Through the Rugby Championship I knew I had it, but I didn't really talk to anyone- Wayne Smith
Smith stepped down from New Zealand's coaching team at the end of the Rugby Championship in September.
And last month he did not attend the New Zealand Rugby Awards to accept the Steinlager Salver for exceptional service to the game.
Three days earlier, on December 11, Smith had his prostate removed after cancer tumours were found.
He told Fairfax that last Wednesday he had some good news. The pathology report on the prostate was complete, and indicated that, most probably, Smith was cured.
Smith has decided to speak publicly about his experience with prostate cancer because it "might encourage guys in their 50s to go and get the tests."
Since he turned 50 Smith told Fairfax he's been seeing a doctor for his annual medical check-up, and last year the doctor started doing PSA tests.
PSA or Prostate Specific Antigen is a protein produced by the prostate and changing levels can be a sign of cancer cells.
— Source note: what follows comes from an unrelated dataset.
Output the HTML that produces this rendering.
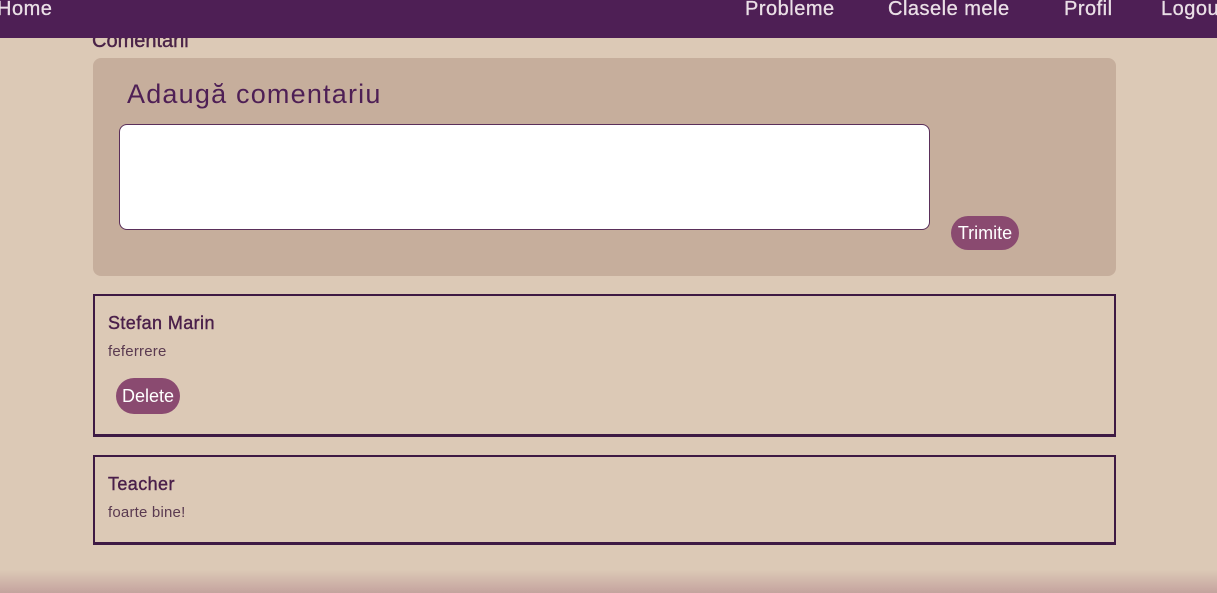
<!DOCTYPE html>
<html><head><meta charset="utf-8"><style>
*{margin:0;padding:0;box-sizing:border-box}
body{width:1217px;height:593px;overflow:hidden;background:#dcc9b6;font-family:"Liberation Sans",sans-serif;position:relative}
.nav{position:absolute;left:0;top:0;width:1217px;height:38px;background:#4e1f55;color:#eadfe6;font-size:20px;letter-spacing:0.5px;-webkit-text-stroke:0.3px #eadfe6}
.nav span{position:absolute;top:-1px;line-height:20px}
.title{position:absolute;left:92px;top:30px;font-size:20px;color:#4a2348;-webkit-text-stroke:0.4px #4a2348;clip-path:inset(8px 0 0 0)}
.panel{position:absolute;left:93px;top:58px;width:1023px;height:218px;background:#c6ae9c;border-radius:8px}
.panel h2{position:absolute;left:34px;top:21px;font-weight:normal;font-size:27px;letter-spacing:1.2px;color:#4e1f55}
.ta{position:absolute;left:26px;top:66px;width:811px;height:106px;background:#fff;border:1.5px solid #5a2f5a;border-radius:8px}
.btn{position:absolute;background:#8a4a70;color:#fff;font-size:18px;border-radius:18px;text-align:center}
.card{position:absolute;left:93px;width:1023px;border:2px solid #3e1a44;border-bottom-width:3px}
.card b{position:absolute;left:13px;font-size:18px;font-weight:normal;letter-spacing:0.4px;color:#4a1f4a;-webkit-text-stroke:0.4px #4a1f4a}
.card p{position:absolute;left:13px;font-size:15px;letter-spacing:0.2px;color:#5a3a50}
.bot{position:absolute;left:0;top:570px;width:1217px;height:23px;background:linear-gradient(#dcc9b6,#c4a39e)}
</style></head><body>
<div class="nav"><span style="left:-3px">Home</span><span style="left:745px">Probleme</span><span style="left:888px">Clasele mele</span><span style="left:1064px">Profil</span><span style="left:1161px">Logout</span></div>
<div class="title">Comentarii</div>
<div class="panel"><h2>Adaugă comentariu</h2><div class="ta"></div>
<div class="btn" style="left:858px;top:158px;width:68px;height:34px;line-height:34px">Trimite</div></div>
<div class="card" style="top:294px;height:143px"><b style="top:17px">Stefan Marin</b><p style="top:47px">feferrere</p>
<div class="btn" style="left:21px;top:82px;width:64px;height:36px;line-height:36px">Delete</div></div>
<div class="card" style="top:455px;height:90px"><b style="top:17px">Teacher</b><p style="top:47px">foarte bine!</p></div>
<div class="bot"></div>
</body></html>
"It was high PSA levels that initially alerted the doctor," he told Fairfax.
"High levels don't automatically mean you've got cancer, but it is an alert and it led me to getting a digital exam."
Results from an MRI test showed he had tumours.
"Through the Rugby Championship I knew I had it, but I didn't really talk to anyone (inside the All Blacks). The only one was the team doctor, Tony Page, and I didn't even tell him."
"I just said I was struggling to sleep and he gave me some great advice: 'Just think about the past, not the future, then your mind won't be too active.'"
Smith's cancer diagnosis played no role in his decision to step down from the All Black coaching team.